-- BEGIN Dataset excerpt --
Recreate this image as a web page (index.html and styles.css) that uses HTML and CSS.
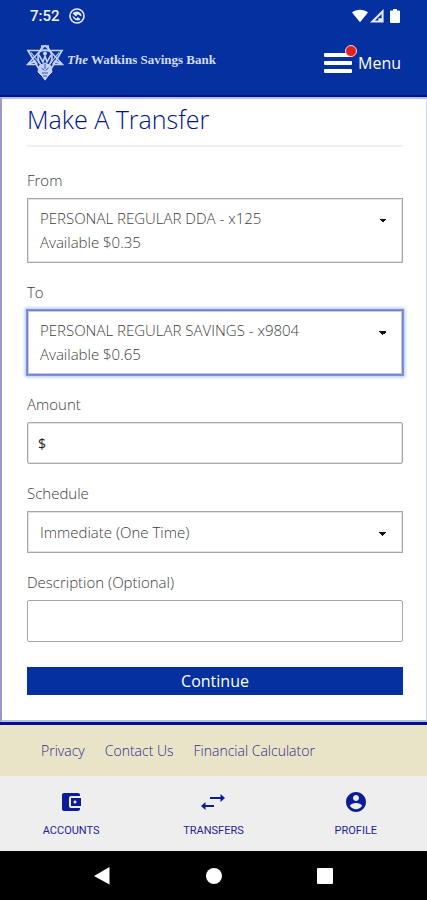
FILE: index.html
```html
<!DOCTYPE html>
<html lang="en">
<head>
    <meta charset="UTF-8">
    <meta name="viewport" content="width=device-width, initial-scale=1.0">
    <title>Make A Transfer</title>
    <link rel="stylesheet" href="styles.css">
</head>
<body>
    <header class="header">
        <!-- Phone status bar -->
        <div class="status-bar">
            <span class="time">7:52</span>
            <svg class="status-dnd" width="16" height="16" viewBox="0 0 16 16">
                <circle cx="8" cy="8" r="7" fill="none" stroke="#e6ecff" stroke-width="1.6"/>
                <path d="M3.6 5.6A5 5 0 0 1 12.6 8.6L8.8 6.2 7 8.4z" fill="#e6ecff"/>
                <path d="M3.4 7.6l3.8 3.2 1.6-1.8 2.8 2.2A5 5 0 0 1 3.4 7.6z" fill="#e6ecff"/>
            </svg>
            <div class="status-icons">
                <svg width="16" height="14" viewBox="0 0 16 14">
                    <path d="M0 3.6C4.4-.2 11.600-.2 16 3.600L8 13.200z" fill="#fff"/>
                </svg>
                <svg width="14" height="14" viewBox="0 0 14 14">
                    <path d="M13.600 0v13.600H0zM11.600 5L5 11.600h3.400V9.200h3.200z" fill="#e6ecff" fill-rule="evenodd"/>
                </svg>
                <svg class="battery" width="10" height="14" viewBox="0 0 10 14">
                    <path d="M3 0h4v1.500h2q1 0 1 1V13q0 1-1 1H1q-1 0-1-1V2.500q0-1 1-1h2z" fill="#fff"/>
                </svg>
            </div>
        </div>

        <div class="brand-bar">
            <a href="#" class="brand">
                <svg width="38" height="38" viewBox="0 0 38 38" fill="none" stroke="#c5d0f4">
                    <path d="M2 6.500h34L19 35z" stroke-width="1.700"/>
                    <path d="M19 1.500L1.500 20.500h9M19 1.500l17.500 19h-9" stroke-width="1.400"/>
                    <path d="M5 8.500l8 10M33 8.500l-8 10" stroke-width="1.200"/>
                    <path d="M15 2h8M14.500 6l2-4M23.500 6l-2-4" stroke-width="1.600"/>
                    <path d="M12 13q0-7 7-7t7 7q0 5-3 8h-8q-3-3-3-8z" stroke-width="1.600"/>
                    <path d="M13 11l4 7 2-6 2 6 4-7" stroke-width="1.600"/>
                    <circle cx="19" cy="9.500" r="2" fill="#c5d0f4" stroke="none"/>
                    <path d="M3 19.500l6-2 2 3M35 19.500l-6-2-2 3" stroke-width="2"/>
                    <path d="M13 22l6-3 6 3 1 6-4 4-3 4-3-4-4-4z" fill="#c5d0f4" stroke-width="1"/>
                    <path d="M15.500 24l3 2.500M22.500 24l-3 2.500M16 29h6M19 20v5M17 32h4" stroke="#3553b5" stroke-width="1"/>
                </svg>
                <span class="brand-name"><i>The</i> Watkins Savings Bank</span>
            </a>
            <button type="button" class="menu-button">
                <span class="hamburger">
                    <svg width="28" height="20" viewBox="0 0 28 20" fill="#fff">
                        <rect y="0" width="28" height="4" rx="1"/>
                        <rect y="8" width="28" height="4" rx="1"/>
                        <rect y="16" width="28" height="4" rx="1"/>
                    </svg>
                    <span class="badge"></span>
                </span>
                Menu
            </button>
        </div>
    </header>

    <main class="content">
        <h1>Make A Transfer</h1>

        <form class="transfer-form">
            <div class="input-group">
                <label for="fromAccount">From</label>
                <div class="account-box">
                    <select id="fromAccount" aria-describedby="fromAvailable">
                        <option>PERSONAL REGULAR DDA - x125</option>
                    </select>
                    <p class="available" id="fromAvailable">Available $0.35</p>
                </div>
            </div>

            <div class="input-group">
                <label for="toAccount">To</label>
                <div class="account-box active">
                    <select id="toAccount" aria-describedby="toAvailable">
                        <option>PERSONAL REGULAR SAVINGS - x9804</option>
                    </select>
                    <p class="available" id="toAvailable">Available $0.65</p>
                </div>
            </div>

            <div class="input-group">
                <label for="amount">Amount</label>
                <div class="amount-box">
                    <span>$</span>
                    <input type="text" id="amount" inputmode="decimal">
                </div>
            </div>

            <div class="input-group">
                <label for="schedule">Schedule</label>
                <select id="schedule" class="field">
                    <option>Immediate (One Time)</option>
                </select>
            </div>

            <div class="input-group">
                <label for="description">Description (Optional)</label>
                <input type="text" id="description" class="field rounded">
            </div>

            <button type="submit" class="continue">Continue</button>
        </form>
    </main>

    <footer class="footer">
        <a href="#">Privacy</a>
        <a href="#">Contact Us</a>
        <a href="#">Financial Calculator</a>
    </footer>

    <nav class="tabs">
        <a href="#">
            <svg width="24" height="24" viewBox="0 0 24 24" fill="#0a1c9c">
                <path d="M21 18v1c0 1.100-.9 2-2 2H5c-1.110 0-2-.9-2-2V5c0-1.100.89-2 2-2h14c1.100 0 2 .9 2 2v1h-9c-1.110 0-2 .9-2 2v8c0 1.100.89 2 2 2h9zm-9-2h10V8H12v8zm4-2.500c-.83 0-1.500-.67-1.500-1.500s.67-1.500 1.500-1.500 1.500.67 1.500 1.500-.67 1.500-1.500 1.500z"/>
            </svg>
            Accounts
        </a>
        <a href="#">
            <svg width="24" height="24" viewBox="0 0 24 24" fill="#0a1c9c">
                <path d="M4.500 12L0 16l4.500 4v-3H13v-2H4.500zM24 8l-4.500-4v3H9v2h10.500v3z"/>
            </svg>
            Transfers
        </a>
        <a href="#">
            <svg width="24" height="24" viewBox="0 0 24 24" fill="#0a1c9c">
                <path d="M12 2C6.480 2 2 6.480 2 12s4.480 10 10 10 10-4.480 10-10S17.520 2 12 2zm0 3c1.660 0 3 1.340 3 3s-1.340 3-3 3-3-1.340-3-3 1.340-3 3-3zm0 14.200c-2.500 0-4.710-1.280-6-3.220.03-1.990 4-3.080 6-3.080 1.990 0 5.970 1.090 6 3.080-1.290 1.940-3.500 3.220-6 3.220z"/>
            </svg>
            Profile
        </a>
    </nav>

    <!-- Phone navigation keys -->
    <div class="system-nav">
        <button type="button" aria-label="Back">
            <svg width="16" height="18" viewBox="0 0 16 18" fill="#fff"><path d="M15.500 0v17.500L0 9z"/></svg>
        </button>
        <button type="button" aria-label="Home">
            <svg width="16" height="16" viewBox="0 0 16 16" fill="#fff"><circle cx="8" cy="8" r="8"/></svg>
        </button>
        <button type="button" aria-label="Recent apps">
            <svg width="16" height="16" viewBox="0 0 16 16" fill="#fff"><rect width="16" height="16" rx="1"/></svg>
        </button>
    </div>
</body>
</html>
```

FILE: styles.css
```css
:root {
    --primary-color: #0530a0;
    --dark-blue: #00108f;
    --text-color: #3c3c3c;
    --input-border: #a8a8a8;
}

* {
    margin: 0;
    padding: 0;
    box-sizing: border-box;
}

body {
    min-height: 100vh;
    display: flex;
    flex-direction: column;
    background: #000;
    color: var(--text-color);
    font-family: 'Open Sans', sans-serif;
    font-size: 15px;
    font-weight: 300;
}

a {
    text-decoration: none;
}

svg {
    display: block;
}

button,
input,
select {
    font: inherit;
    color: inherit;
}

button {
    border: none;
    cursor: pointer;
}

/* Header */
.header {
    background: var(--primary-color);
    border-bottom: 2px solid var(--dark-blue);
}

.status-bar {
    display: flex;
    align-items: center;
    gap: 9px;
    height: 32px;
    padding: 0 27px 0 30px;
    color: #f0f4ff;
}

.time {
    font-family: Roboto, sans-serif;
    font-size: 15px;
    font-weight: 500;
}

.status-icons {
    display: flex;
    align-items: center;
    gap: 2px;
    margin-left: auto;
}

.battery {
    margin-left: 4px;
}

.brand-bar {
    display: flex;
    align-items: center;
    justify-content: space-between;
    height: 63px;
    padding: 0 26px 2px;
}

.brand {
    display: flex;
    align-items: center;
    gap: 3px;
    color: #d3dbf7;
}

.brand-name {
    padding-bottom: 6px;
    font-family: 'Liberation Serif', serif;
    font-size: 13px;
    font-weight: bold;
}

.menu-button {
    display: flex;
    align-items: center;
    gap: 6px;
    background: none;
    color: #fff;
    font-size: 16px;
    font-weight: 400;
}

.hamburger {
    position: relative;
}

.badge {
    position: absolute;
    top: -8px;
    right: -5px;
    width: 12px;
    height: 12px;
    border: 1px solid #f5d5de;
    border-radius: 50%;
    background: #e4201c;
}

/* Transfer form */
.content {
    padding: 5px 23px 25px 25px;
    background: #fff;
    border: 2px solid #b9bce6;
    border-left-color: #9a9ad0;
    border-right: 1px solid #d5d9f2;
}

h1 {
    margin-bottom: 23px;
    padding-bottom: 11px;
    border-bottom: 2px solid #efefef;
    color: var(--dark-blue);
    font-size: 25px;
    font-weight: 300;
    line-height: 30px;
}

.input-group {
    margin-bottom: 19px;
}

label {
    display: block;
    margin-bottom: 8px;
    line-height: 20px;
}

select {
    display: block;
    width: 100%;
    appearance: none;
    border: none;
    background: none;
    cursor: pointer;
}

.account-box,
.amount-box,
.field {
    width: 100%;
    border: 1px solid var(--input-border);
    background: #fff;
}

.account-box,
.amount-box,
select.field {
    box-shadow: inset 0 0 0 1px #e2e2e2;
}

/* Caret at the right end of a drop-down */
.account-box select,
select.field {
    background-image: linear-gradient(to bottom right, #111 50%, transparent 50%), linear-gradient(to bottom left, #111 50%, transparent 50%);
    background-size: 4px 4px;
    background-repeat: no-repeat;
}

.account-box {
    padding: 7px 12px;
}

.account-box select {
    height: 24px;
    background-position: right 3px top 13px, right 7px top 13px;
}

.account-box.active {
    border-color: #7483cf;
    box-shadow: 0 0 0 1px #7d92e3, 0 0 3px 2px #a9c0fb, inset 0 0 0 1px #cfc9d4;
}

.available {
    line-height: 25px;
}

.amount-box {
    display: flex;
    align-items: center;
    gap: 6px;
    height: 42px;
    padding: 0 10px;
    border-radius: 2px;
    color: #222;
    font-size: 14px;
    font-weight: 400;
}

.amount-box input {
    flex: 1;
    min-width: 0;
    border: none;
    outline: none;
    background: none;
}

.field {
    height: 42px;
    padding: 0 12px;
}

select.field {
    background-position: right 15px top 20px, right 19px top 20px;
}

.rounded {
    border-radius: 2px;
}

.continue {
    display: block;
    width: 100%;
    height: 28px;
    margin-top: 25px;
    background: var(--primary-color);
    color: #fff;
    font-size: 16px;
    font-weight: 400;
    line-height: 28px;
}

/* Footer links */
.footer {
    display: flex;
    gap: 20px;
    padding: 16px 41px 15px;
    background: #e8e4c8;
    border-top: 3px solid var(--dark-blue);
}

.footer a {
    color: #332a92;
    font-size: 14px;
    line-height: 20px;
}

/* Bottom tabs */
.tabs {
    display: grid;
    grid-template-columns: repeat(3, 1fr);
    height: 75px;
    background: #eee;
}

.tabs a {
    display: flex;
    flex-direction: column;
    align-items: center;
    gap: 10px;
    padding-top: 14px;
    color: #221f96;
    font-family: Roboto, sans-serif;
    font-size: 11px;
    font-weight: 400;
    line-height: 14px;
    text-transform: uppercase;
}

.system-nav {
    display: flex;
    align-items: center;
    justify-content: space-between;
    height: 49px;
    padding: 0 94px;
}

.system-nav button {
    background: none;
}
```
-- END Dataset excerpt --
§ **Requirement**: Lines containing the word "styles" must all be returned from the material above.

§ **Result of the task**:
Recreate this image as a web page (index.html and styles.css) that uses HTML and CSS.
    <link rel="stylesheet" href="styles.css">
FILE: styles.css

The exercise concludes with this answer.